What to work on: Write out the listing below in full and exactly, leaving out every picture.

Source data:
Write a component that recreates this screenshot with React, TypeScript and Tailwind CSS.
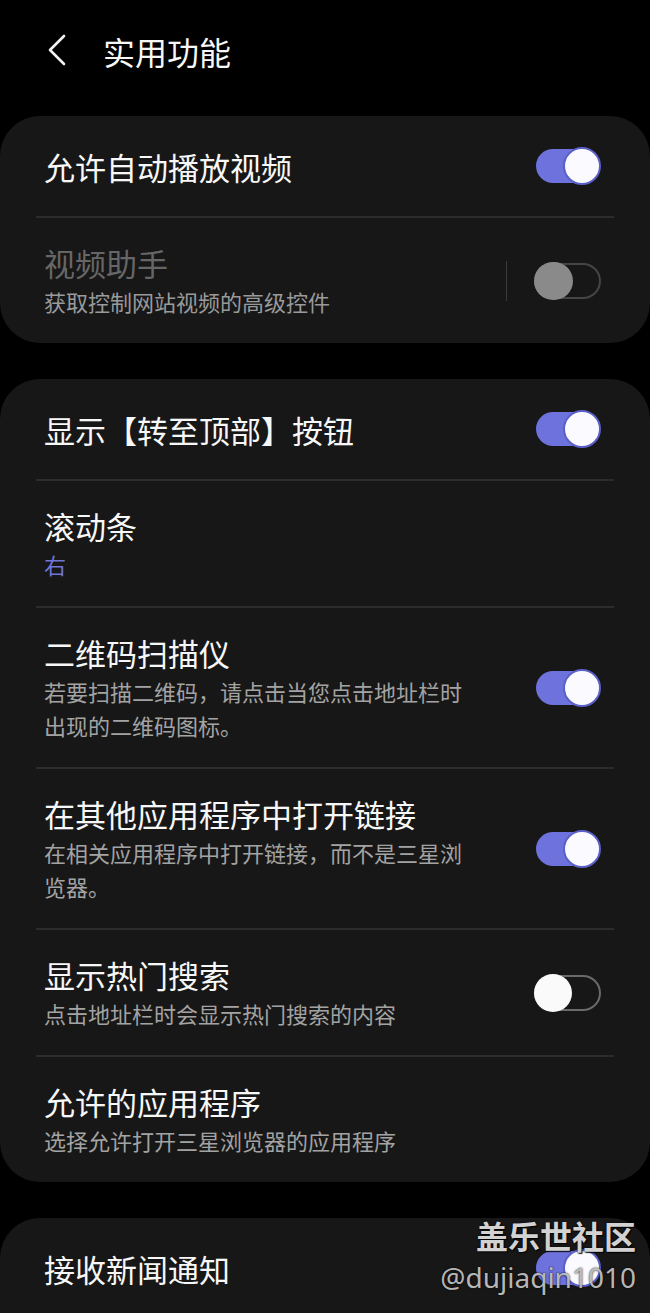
import React from "react";

const FONT = { fontFamily: '"Noto Sans CJK SC", "Noto Sans", sans-serif' };

function Toggle({ state }: { state: "on" | "off" | "disabled" }) {
  if (state === "on") {
    return (
      <div className="relative w-[66px] h-[38px] shrink-0">
        <div className="absolute left-[1px] top-[2px] w-[58px] h-[34px] rounded-full bg-[#6e72dd]" />
        <div className="absolute right-0 top-0 w-[38px] h-[38px] rounded-full bg-[#fbfbff] border-[2px] border-[#5b5fc8]" />
      </div>
    );
  }
  if (state === "off") {
    return (
      <div className="relative w-[67px] h-[38px] shrink-0">
        <div className="absolute left-0 top-[1px] w-[67px] h-[36px] rounded-full border-[2px] border-[#6a6a6a]" />
        <div className="absolute left-0 top-0 w-[38px] h-[38px] rounded-full bg-[#fafafa]" />
      </div>
    );
  }
  return (
    <div className="relative w-[67px] h-[38px] shrink-0">
      <div className="absolute left-0 top-[1px] w-[67px] h-[36px] rounded-full border-[2px] border-[#454545]" />
      <div className="absolute left-0 top-0 w-[39px] h-[38px] rounded-full bg-[#8a8a8a]" />
    </div>
  );
}

function Divider() {
  return <div className="mx-[36px] h-[2px] bg-[#2c2c2c]" />;
}

function Row({
  title,
  sub,
  subColor,
  toggle,
  disabled,
  sep,
  subWidth,
}: {
  title: string;
  sub?: string;
  subColor?: string;
  toggle?: "on" | "off" | "disabled";
  disabled?: boolean;
  sep?: boolean;
  subWidth?: string;
}) {
  return (
    <div className="flex items-center min-h-[100px] pl-[44px] pr-[49px] py-[25px]">
      <div className="flex-1 flex flex-col">
        <div
          className={`text-[31px] leading-[39px] ${disabled ? "text-[#666666]" : "text-[#f7f7f7]"}`}
        >
          {title}
        </div>
        {sub && (
          <div
            className={`mt-[2px] text-[22px] leading-[34px] ${subWidth ?? ""}`}
            style={{ color: subColor ?? "#a3a3a3" }}
          >
            {sub}
          </div>
        )}
      </div>
      {sep && <div className="w-[1px] h-[40px] bg-[#3a3a3a] mr-[27px]" />}
      {toggle && <Toggle state={toggle} />}
    </div>
  );
}

export default function App() {
  return (
    <div className="w-[650px] h-[1313px] bg-black overflow-hidden relative" style={FONT}>
      <div className="h-[116px] flex items-start pt-[33px] pl-[46px]">
        <svg width="22" height="34" viewBox="0 0 22 34" className="mt-[0px]">
          <polyline
            points="18,3 4,17 18,31"
            fill="none"
            stroke="#f2f2f2"
            strokeWidth="2.6"
            strokeLinecap="round"
            strokeLinejoin="round"
          />
        </svg>
        <div className="ml-[35px] text-[32px] leading-[36px] text-[#f7f7f7]">实用功能</div>
      </div>

      <div className="bg-[#171717] rounded-[40px]">
        <Row title="允许自动播放视频" toggle="on" />
        <Divider />
        <Row
          title="视频助手"
          sub="获取控制网站视频的高级控件"
          subColor="#9a9a9a"
          toggle="disabled"
          disabled
          sep
        />
      </div>

      <div className="mt-[36px] bg-[#171717] rounded-[40px]">
        <Row title="显示【转至顶部】按钮" toggle="on" />
        <Divider />
        <Row title="滚动条" sub="右" subColor="#7175d8" />
        <Divider />
        <Row
          title="二维码扫描仪"
          sub="若要扫描二维码，请点击当您点击地址栏时出现的二维码图标。"
          subWidth="w-[430px]"
          toggle="on"
        />
        <Divider />
        <Row
          title="在其他应用程序中打开链接"
          sub="在相关应用程序中打开链接，而不是三星浏览器。"
          subWidth="w-[430px]"
          toggle="on"
        />
        <Divider />
        <Row title="显示热门搜索" sub="点击地址栏时会显示热门搜索的内容" toggle="off" />
        <Divider />
        <Row title="允许的应用程序" sub="选择允许打开三星浏览器的应用程序" />
      </div>

      <div className="mt-[36px] bg-[#171717] rounded-t-[40px]">
        <Row title="接收新闻通知" toggle="on" />
      </div>

      <div className="absolute right-[14px] top-[1216px] flex flex-col items-end pointer-events-none">
        <div
          className="text-[32px] leading-[38px] font-bold text-[#d2d2d2]"
          style={{ textShadow: "0 0 2px #000, 1px 1px 1px #000" }}
        >
          盖乐世社区
        </div>
        <div
          className="text-[28px] leading-[38px] text-[#cfcfcf]/90 mt-[4px]"
          style={{ fontFamily: '"Noto Sans", "Open Sans", sans-serif', textShadow: "0 0 2px #000" }}
        >
          @dujiaqin1010
        </div>
      </div>
    </div>
  );
}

Exercise result:
Write a component that recreates this screenshot with React, TypeScript and Tailwind CSS.
import React from "react";

const FONT = { fontFamily: '"Noto Sans CJK SC", "Noto Sans", sans-serif' };

function Toggle({ state }: { state: "on" | "off" | "disabled" }) {
  if (state === "on") {
    return (
      <div className="relative w-[66px] h-[38px] shrink-0">
        <div className="absolute left-[1px] top-[2px] w-[58px] h-[34px] rounded-full bg-[#6e72dd]" />
        <div className="absolute right-0 top-0 w-[38px] h-[38px] rounded-full bg-[#fbfbff] border-[2px] border-[#5b5fc8]" />
      </div>
    );
  }
  if (state === "off") {
    return (
      <div className="relative w-[67px] h-[38px] shrink-0">
        <div className="absolute left-0 top-[1px] w-[67px] h-[36px] rounded-full border-[2px] border-[#6a6a6a]" />
        <div className="absolute left-0 top-0 w-[38px] h-[38px] rounded-full bg-[#fafafa]" />
      </div>
    );
  }
  return (
    <div className="relative w-[67px] h-[38px] shrink-0">
      <div className="absolute left-0 top-[1px] w-[67px] h-[36px] rounded-full border-[2px] border-[#454545]" />
      <div className="absolute left-0 top-0 w-[39px] h-[38px] rounded-full bg-[#8a8a8a]" />
    </div>
  );
}

function Divider() {
  return <div className="mx-[36px] h-[2px] bg-[#2c2c2c]" />;
}

function Row({
  title,
  sub,
  subColor,
  toggle,
  disabled,
  sep,
  subWidth,
}: {
  title: string;
  sub?: string;
  subColor?: string;
  toggle?: "on" | "off" | "disabled";
  disabled?: boolean;
  sep?: boolean;
  subWidth?: string;
}) {
  return (
    <div className="flex items-center min-h-[100px] pl-[44px] pr-[49px] py-[25px]">
      <div className="flex-1 flex flex-col">
        <div
          className={`text-[31px] leading-[39px] ${disabled ? "text-[#666666]" : "text-[#f7f7f7]"}`}
        >
          {title}
        </div>
        {sub && (
          <div
            className={`mt-[2px] text-[22px] leading-[34px] ${subWidth ?? ""}`}
            style={{ color: subColor ?? "#a3a3a3" }}
          >
            {sub}
          </div>
        )}
      </div>
      {sep && <div className="w-[1px] h-[40px] bg-[#3a3a3a] mr-[27px]" />}
      {toggle && <Toggle state={toggle} />}
    </div>
  );
}

export default function App() {
  return (
    <div className="w-[650px] h-[1313px] bg-black overflow-hidden relative" style={FONT}>
      <div className="h-[116px] flex items-start pt-[33px] pl-[46px]">
        <svg width="22" height="34" viewBox="0 0 22 34" className="mt-[0px]">
          <polyline
            points="18,3 4,17 18,31"
            fill="none"
            stroke="#f2f2f2"
            strokeWidth="2.6"
            strokeLinecap="round"
            strokeLinejoin="round"
          />
        </svg>
        <div className="ml-[35px] text-[32px] leading-[36px] text-[#f7f7f7]">实用功能</div>
      </div>

      <div className="bg-[#171717] rounded-[40px]">
        <Row title="允许自动播放视频" toggle="on" />
        <Divider />
        <Row
          title="视频助手"
          sub="获取控制网站视频的高级控件"
          subColor="#9a9a9a"
          toggle="disabled"
          disabled
          sep
        />
      </div>

      <div className="mt-[36px] bg-[#171717] rounded-[40px]">
        <Row title="显示【转至顶部】按钮" toggle="on" />
        <Divider />
        <Row title="滚动条" sub="右" subColor="#7175d8" />
        <Divider />
        <Row
          title="二维码扫描仪"
          sub="若要扫描二维码，请点击当您点击地址栏时出现的二维码图标。"
          subWidth="w-[430px]"
          toggle="on"
        />
        <Divider />
        <Row
          title="在其他应用程序中打开链接"
          sub="在相关应用程序中打开链接，而不是三星浏览器。"
          subWidth="w-[430px]"
          toggle="on"
        />
        <Divider />
        <Row title="显示热门搜索" sub="点击地址栏时会显示热门搜索的内容" toggle="off" />
        <Divider />
        <Row title="允许的应用程序" sub="选择允许打开三星浏览器的应用程序" />
      </div>

      <div className="mt-[36px] bg-[#171717] rounded-t-[40px]">
        <Row title="接收新闻通知" toggle="on" />
      </div>

      <div className="absolute right-[14px] top-[1216px] flex flex-col items-end pointer-events-none">
        <div
          className="text-[32px] leading-[38px] font-bold text-[#d2d2d2]"
          style={{ textShadow: "0 0 2px #000, 1px 1px 1px #000" }}
        >
          盖乐世社区
        </div>
        <div
          className="text-[28px] leading-[38px] text-[#cfcfcf]/90 mt-[4px]"
          style={{ fontFamily: '"Noto Sans", "Open Sans", sans-serif', textShadow: "0 0 2px #000" }}
        >
          @dujiaqin1010
        </div>
      </div>
    </div>
  );
}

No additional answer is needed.